Begin

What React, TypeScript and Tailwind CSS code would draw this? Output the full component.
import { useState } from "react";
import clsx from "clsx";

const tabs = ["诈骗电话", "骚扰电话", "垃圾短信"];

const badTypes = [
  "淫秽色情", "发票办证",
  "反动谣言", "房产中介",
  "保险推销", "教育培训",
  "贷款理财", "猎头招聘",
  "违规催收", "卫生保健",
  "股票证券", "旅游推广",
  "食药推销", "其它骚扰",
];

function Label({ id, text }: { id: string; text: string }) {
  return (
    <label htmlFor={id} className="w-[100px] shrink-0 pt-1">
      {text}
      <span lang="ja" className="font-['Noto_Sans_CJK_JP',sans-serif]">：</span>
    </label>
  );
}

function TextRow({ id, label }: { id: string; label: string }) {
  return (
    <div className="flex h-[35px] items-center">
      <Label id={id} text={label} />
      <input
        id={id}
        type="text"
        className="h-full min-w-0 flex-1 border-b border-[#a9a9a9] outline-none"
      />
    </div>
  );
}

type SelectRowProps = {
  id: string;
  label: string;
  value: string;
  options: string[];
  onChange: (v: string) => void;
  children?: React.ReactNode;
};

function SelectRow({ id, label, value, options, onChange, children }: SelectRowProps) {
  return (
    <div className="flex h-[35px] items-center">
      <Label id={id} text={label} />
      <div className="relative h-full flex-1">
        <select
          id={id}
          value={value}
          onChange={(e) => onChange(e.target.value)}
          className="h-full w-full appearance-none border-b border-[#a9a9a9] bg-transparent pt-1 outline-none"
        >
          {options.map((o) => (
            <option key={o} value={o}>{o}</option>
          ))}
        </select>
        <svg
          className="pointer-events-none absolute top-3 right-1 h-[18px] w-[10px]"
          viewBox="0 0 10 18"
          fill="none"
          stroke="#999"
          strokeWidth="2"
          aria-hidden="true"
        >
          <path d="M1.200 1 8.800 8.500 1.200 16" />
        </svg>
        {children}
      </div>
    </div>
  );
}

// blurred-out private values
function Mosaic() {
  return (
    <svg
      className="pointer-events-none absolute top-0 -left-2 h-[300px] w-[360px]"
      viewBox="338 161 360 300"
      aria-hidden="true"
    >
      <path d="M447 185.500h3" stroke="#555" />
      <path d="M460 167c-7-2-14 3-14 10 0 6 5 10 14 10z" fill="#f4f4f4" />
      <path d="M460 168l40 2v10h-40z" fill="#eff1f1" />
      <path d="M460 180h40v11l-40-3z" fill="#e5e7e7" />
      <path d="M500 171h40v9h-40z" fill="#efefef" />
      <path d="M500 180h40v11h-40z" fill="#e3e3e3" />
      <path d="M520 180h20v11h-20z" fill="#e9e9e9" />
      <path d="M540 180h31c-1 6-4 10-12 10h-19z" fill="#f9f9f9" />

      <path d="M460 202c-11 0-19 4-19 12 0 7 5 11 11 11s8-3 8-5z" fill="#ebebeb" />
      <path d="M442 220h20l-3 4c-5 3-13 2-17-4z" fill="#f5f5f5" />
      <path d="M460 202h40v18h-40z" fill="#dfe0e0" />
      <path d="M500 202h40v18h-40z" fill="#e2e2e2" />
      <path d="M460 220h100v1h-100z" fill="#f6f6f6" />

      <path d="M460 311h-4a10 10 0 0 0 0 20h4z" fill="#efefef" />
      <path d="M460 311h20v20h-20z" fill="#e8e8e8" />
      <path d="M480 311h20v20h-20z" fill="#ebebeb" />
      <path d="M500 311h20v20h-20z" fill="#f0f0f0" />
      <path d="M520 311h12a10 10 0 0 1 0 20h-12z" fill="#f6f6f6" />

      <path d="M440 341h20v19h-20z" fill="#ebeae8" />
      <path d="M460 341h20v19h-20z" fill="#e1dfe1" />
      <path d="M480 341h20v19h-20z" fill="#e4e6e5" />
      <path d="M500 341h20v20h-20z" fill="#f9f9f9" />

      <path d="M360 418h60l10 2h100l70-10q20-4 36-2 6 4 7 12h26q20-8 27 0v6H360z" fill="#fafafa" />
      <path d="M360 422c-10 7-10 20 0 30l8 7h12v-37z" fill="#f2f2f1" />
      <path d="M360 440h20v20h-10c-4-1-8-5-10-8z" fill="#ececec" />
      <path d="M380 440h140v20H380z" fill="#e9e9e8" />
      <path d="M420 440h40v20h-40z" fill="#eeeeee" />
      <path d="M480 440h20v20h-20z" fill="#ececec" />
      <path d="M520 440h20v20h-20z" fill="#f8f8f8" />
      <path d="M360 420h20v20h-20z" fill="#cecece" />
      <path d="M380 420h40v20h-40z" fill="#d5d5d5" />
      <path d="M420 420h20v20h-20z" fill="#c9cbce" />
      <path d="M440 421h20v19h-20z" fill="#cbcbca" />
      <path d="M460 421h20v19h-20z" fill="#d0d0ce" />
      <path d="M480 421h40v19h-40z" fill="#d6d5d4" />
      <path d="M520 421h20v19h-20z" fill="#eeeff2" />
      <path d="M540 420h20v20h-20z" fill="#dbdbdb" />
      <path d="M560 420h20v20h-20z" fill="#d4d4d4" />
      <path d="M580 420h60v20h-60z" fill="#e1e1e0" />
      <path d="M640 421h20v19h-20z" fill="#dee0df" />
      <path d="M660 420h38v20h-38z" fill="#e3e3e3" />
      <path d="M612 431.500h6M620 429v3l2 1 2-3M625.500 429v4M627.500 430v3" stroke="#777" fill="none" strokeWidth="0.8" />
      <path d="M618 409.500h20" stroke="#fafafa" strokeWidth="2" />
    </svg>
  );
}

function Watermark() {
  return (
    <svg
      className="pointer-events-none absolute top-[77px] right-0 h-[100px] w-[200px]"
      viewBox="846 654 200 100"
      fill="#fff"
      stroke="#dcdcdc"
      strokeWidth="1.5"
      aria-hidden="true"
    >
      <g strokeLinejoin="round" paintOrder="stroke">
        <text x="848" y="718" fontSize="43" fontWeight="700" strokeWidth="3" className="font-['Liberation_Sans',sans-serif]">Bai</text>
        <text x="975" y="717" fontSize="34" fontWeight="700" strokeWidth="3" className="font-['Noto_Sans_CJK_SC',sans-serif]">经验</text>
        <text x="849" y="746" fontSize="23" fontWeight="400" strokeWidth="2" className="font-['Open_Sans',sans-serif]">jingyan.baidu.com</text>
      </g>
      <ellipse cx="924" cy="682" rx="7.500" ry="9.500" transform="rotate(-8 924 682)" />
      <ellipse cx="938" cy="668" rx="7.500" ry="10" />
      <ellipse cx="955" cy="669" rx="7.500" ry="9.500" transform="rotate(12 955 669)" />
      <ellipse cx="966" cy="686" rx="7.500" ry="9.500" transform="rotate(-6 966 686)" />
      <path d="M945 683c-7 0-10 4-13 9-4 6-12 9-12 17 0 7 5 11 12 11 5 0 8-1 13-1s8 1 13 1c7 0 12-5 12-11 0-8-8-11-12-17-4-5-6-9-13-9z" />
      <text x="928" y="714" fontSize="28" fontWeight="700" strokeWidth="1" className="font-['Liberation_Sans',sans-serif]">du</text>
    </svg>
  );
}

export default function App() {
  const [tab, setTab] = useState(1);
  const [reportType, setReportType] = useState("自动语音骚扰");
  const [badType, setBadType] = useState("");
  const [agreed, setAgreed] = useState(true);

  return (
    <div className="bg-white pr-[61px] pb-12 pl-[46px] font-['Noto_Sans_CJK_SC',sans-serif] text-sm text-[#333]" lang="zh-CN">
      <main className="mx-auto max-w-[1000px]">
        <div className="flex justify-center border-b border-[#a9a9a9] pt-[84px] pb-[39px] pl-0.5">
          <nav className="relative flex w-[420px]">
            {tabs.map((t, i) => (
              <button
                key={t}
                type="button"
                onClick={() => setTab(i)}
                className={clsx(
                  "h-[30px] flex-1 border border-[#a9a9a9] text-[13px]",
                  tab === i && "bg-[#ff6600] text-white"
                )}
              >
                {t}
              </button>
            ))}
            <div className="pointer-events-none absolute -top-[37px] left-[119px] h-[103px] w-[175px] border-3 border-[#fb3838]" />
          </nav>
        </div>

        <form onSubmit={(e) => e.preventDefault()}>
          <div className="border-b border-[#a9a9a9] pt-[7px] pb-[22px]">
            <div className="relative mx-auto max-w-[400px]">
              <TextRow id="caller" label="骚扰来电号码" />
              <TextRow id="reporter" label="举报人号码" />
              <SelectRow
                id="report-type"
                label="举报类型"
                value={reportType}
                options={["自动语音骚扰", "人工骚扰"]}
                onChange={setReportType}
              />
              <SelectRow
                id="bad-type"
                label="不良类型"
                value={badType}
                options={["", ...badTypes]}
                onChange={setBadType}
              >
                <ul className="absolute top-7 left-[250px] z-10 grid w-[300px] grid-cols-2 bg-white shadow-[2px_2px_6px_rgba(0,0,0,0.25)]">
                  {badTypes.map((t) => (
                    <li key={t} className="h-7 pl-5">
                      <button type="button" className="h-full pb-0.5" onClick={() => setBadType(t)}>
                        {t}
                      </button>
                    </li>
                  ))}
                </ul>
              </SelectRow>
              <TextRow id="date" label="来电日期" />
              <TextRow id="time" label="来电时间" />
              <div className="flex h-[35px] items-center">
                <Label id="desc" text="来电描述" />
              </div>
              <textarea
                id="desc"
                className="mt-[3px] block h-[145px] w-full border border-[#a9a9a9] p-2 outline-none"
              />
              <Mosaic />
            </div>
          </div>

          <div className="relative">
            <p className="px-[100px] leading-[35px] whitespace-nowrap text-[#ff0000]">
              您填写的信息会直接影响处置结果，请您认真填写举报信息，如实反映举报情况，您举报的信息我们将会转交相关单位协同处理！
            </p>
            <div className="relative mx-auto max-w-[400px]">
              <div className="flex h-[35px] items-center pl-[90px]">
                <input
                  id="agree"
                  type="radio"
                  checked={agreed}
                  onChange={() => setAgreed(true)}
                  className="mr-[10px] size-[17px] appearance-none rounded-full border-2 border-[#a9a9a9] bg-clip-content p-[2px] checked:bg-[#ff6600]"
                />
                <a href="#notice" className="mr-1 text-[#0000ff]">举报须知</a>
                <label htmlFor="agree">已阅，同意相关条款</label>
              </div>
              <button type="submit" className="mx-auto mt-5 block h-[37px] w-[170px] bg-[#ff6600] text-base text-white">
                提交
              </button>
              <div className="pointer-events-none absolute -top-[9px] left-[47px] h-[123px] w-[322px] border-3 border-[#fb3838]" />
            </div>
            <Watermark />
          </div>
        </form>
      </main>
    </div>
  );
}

End

__TASK OBJECTIVE__: Count up every line above that has the word "full" in it; answer with the number alone.

__OUTPUT__: 7